*STORED DATA*:
--
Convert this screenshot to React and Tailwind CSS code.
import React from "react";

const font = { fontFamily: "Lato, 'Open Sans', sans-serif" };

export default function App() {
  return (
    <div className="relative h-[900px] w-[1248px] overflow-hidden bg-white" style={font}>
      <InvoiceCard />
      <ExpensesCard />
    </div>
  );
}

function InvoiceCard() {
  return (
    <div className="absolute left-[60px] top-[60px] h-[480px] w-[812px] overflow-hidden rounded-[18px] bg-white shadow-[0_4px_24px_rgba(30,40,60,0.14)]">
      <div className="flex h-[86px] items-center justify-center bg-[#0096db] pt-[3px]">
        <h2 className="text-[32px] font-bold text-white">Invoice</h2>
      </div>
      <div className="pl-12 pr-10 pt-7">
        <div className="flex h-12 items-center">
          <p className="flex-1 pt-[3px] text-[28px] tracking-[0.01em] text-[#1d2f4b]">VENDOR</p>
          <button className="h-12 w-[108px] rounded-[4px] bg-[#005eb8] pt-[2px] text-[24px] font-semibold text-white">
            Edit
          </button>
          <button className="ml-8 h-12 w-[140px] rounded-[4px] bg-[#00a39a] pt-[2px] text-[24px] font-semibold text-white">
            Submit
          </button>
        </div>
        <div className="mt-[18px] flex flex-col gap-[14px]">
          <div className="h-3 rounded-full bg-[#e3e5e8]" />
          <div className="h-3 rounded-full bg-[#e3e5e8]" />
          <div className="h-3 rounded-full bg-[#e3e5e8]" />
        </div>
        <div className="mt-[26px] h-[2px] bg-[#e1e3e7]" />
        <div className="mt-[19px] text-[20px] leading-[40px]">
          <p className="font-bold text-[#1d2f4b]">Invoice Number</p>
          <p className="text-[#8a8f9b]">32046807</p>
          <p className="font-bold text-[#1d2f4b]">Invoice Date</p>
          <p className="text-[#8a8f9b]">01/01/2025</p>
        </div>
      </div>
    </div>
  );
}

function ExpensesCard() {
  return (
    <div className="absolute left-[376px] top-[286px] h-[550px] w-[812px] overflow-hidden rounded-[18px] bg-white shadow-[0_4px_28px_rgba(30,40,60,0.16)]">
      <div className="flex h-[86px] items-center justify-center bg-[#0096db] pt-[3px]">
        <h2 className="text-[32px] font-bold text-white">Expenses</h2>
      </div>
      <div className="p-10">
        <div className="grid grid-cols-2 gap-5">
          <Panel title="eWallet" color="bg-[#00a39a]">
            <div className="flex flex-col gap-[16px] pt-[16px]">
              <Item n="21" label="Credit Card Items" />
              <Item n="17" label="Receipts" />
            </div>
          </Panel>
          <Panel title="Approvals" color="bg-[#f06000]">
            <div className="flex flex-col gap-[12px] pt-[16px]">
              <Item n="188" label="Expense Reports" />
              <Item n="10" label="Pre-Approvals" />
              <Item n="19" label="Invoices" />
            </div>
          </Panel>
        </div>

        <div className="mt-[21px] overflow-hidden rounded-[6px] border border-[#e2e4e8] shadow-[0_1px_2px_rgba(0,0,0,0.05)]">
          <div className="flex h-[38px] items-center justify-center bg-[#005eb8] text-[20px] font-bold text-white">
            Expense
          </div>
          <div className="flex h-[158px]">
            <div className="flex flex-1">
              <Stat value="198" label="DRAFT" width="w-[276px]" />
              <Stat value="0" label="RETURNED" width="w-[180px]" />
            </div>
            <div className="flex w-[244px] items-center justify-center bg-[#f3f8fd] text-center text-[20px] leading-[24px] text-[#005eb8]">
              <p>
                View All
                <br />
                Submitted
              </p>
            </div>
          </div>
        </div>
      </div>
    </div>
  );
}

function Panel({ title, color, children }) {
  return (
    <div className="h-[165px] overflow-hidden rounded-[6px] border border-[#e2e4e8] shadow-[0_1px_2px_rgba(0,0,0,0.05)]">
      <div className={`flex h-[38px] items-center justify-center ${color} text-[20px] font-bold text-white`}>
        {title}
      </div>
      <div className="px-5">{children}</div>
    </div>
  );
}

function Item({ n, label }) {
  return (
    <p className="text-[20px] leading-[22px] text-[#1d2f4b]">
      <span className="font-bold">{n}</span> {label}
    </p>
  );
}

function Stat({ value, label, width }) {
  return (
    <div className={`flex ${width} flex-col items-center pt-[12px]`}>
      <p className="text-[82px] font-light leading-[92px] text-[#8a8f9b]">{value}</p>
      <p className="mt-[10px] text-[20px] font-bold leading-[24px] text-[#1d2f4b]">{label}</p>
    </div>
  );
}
--
*THE REQUEST*:
Write the entire listing out again, word for word.

*WRITTEN RESPONSE*:
Convert this screenshot to React and Tailwind CSS code.
import React from "react";

const font = { fontFamily: "Lato, 'Open Sans', sans-serif" };

export default function App() {
  return (
    <div className="relative h-[900px] w-[1248px] overflow-hidden bg-white" style={font}>
      <InvoiceCard />
      <ExpensesCard />
    </div>
  );
}

function InvoiceCard() {
  return (
    <div className="absolute left-[60px] top-[60px] h-[480px] w-[812px] overflow-hidden rounded-[18px] bg-white shadow-[0_4px_24px_rgba(30,40,60,0.14)]">
      <div className="flex h-[86px] items-center justify-center bg-[#0096db] pt-[3px]">
        <h2 className="text-[32px] font-bold text-white">Invoice</h2>
      </div>
      <div className="pl-12 pr-10 pt-7">
        <div className="flex h-12 items-center">
          <p className="flex-1 pt-[3px] text-[28px] tracking-[0.01em] text-[#1d2f4b]">VENDOR</p>
          <button className="h-12 w-[108px] rounded-[4px] bg-[#005eb8] pt-[2px] text-[24px] font-semibold text-white">
            Edit
          </button>
          <button className="ml-8 h-12 w-[140px] rounded-[4px] bg-[#00a39a] pt-[2px] text-[24px] font-semibold text-white">
            Submit
          </button>
        </div>
        <div className="mt-[18px] flex flex-col gap-[14px]">
          <div className="h-3 rounded-full bg-[#e3e5e8]" />
          <div className="h-3 rounded-full bg-[#e3e5e8]" />
          <div className="h-3 rounded-full bg-[#e3e5e8]" />
        </div>
        <div className="mt-[26px] h-[2px] bg-[#e1e3e7]" />
        <div className="mt-[19px] text-[20px] leading-[40px]">
          <p className="font-bold text-[#1d2f4b]">Invoice Number</p>
          <p className="text-[#8a8f9b]">32046807</p>
          <p className="font-bold text-[#1d2f4b]">Invoice Date</p>
          <p className="text-[#8a8f9b]">01/01/2025</p>
        </div>
      </div>
    </div>
  );
}

function ExpensesCard() {
  return (
    <div className="absolute left-[376px] top-[286px] h-[550px] w-[812px] overflow-hidden rounded-[18px] bg-white shadow-[0_4px_28px_rgba(30,40,60,0.16)]">
      <div className="flex h-[86px] items-center justify-center bg-[#0096db] pt-[3px]">
        <h2 className="text-[32px] font-bold text-white">Expenses</h2>
      </div>
      <div className="p-10">
        <div className="grid grid-cols-2 gap-5">
          <Panel title="eWallet" color="bg-[#00a39a]">
            <div className="flex flex-col gap-[16px] pt-[16px]">
              <Item n="21" label="Credit Card Items" />
              <Item n="17" label="Receipts" />
            </div>
          </Panel>
          <Panel title="Approvals" color="bg-[#f06000]">
            <div className="flex flex-col gap-[12px] pt-[16px]">
              <Item n="188" label="Expense Reports" />
              <Item n="10" label="Pre-Approvals" />
              <Item n="19" label="Invoices" />
            </div>
          </Panel>
        </div>

        <div className="mt-[21px] overflow-hidden rounded-[6px] border border-[#e2e4e8] shadow-[0_1px_2px_rgba(0,0,0,0.05)]">
          <div className="flex h-[38px] items-center justify-center bg-[#005eb8] text-[20px] font-bold text-white">
            Expense
          </div>
          <div className="flex h-[158px]">
            <div className="flex flex-1">
              <Stat value="198" label="DRAFT" width="w-[276px]" />
              <Stat value="0" label="RETURNED" width="w-[180px]" />
            </div>
            <div className="flex w-[244px] items-center justify-center bg-[#f3f8fd] text-center text-[20px] leading-[24px] text-[#005eb8]">
              <p>
                View All
                <br />
                Submitted
              </p>
            </div>
          </div>
        </div>
      </div>
    </div>
  );
}

function Panel({ title, color, children }) {
  return (
    <div className="h-[165px] overflow-hidden rounded-[6px] border border-[#e2e4e8] shadow-[0_1px_2px_rgba(0,0,0,0.05)]">
      <div className={`flex h-[38px] items-center justify-center ${color} text-[20px] font-bold text-white`}>
        {title}
      </div>
      <div className="px-5">{children}</div>
    </div>
  );
}

function Item({ n, label }) {
  return (
    <p className="text-[20px] leading-[22px] text-[#1d2f4b]">
      <span className="font-bold">{n}</span> {label}
    </p>
  );
}

function Stat({ value, label, width }) {
  return (
    <div className={`flex ${width} flex-col items-center pt-[12px]`}>
      <p className="text-[82px] font-light leading-[92px] text-[#8a8f9b]">{value}</p>
      <p className="mt-[10px] text-[20px] font-bold leading-[24px] text-[#1d2f4b]">{label}</p>
    </div>
  );
}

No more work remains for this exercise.